**Provided material:**

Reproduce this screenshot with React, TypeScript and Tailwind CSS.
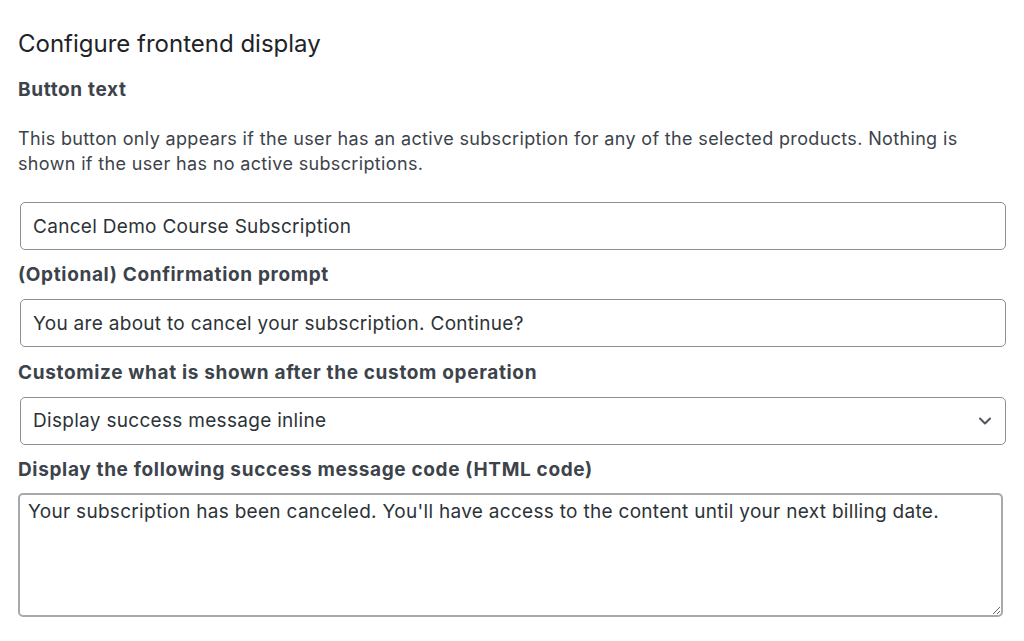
import { ChevronDown } from 'lucide-react';

export default function App() {
  return (
    <div className="min-h-[641px] bg-white pl-[18px] pr-[18px] pt-[28px] font-['Inter',sans-serif] text-[#3c434a]">
      <h2 className="text-[24px] font-normal leading-[32px] text-[#1d2327]">Configure frontend display</h2>

      <label className="mt-[17px] block text-[19px] font-bold leading-[26px] tracking-[0.65px]">Button text</label>
      <p className="mt-[23px] text-[18px] leading-[25px] tracking-[0.35px]">
        This button only appears if the user has an active subscription for any of the selected products. Nothing is
        shown if the user has no active subscriptions.
      </p>

      <div className="mt-[26px] pl-[2px]">
        <input
          className="h-[48px] w-full rounded-[5px] border border-[#8c8f94] px-[12px] text-[19px] tracking-[0.3px] text-[#2c3338] outline-none"
          defaultValue="Cancel Demo Course Subscription"
        />
      </div>

      <label className="mt-[12px] block text-[19px] font-bold leading-[26px] tracking-[0.65px]">
        (Optional) Confirmation prompt
      </label>
      <div className="mt-[11px] pl-[2px]">
        <input
          className="h-[48px] w-full rounded-[5px] border border-[#8c8f94] px-[12px] text-[19px] tracking-[0.3px] text-[#2c3338] outline-none"
          defaultValue="You are about to cancel your subscription. Continue?"
        />
      </div>

      <label className="mt-[13px] block text-[19px] font-bold leading-[26px] tracking-[0.65px]">
        Customize what is shown after the custom operation
      </label>
      <div className="mt-[11px] pl-[2px]">
        <div className="flex h-[48px] w-full items-center justify-between rounded-[5px] border border-[#8c8f94] pl-[12px] pr-[10px] text-[19px] tracking-[0.3px] text-[#2c3338]">
          <span>Display success message inline</span>
          <ChevronDown size={20} strokeWidth={2.5} className="text-[#50575e]" />
        </div>
      </div>

      <label className="mt-[12px] block text-[19px] font-bold leading-[26px] tracking-[0.65px]">
        Display the following success message code (HTML code)
      </label>
      <div className="mt-[10px] pr-[3px]">
        <textarea
          className="block h-[124px] w-full resize-y rounded-[5px] border-2 border-[#a7aaad] px-[8px] py-[4px] text-[19px] leading-[25px] tracking-[0.3px] text-[#2c3338] outline-none"
          defaultValue="Your subscription has been canceled. You'll have access to the content until your next billing date."
        />
      </div>
    </div>
  );
}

**Work instructions:** Copy out the whole listing exactly, and don't carry over any pictures.

**Response for this exercise:**
Reproduce this screenshot with React, TypeScript and Tailwind CSS.
import { ChevronDown } from 'lucide-react';

export default function App() {
  return (
    <div className="min-h-[641px] bg-white pl-[18px] pr-[18px] pt-[28px] font-['Inter',sans-serif] text-[#3c434a]">
      <h2 className="text-[24px] font-normal leading-[32px] text-[#1d2327]">Configure frontend display</h2>

      <label className="mt-[17px] block text-[19px] font-bold leading-[26px] tracking-[0.65px]">Button text</label>
      <p className="mt-[23px] text-[18px] leading-[25px] tracking-[0.35px]">
        This button only appears if the user has an active subscription for any of the selected products. Nothing is
        shown if the user has no active subscriptions.
      </p>

      <div className="mt-[26px] pl-[2px]">
        <input
          className="h-[48px] w-full rounded-[5px] border border-[#8c8f94] px-[12px] text-[19px] tracking-[0.3px] text-[#2c3338] outline-none"
          defaultValue="Cancel Demo Course Subscription"
        />
      </div>

      <label className="mt-[12px] block text-[19px] font-bold leading-[26px] tracking-[0.65px]">
        (Optional) Confirmation prompt
      </label>
      <div className="mt-[11px] pl-[2px]">
        <input
          className="h-[48px] w-full rounded-[5px] border border-[#8c8f94] px-[12px] text-[19px] tracking-[0.3px] text-[#2c3338] outline-none"
          defaultValue="You are about to cancel your subscription. Continue?"
        />
      </div>

      <label className="mt-[13px] block text-[19px] font-bold leading-[26px] tracking-[0.65px]">
        Customize what is shown after the custom operation
      </label>
      <div className="mt-[11px] pl-[2px]">
        <div className="flex h-[48px] w-full items-center justify-between rounded-[5px] border border-[#8c8f94] pl-[12px] pr-[10px] text-[19px] tracking-[0.3px] text-[#2c3338]">
          <span>Display success message inline</span>
          <ChevronDown size={20} strokeWidth={2.5} className="text-[#50575e]" />
        </div>
      </div>

      <label className="mt-[12px] block text-[19px] font-bold leading-[26px] tracking-[0.65px]">
        Display the following success message code (HTML code)
      </label>
      <div className="mt-[10px] pr-[3px]">
        <textarea
          className="block h-[124px] w-full resize-y rounded-[5px] border-2 border-[#a7aaad] px-[8px] py-[4px] text-[19px] leading-[25px] tracking-[0.3px] text-[#2c3338] outline-none"
          defaultValue="Your subscription has been canceled. You'll have access to the content until your next billing date."
        />
      </div>
    </div>
  );
}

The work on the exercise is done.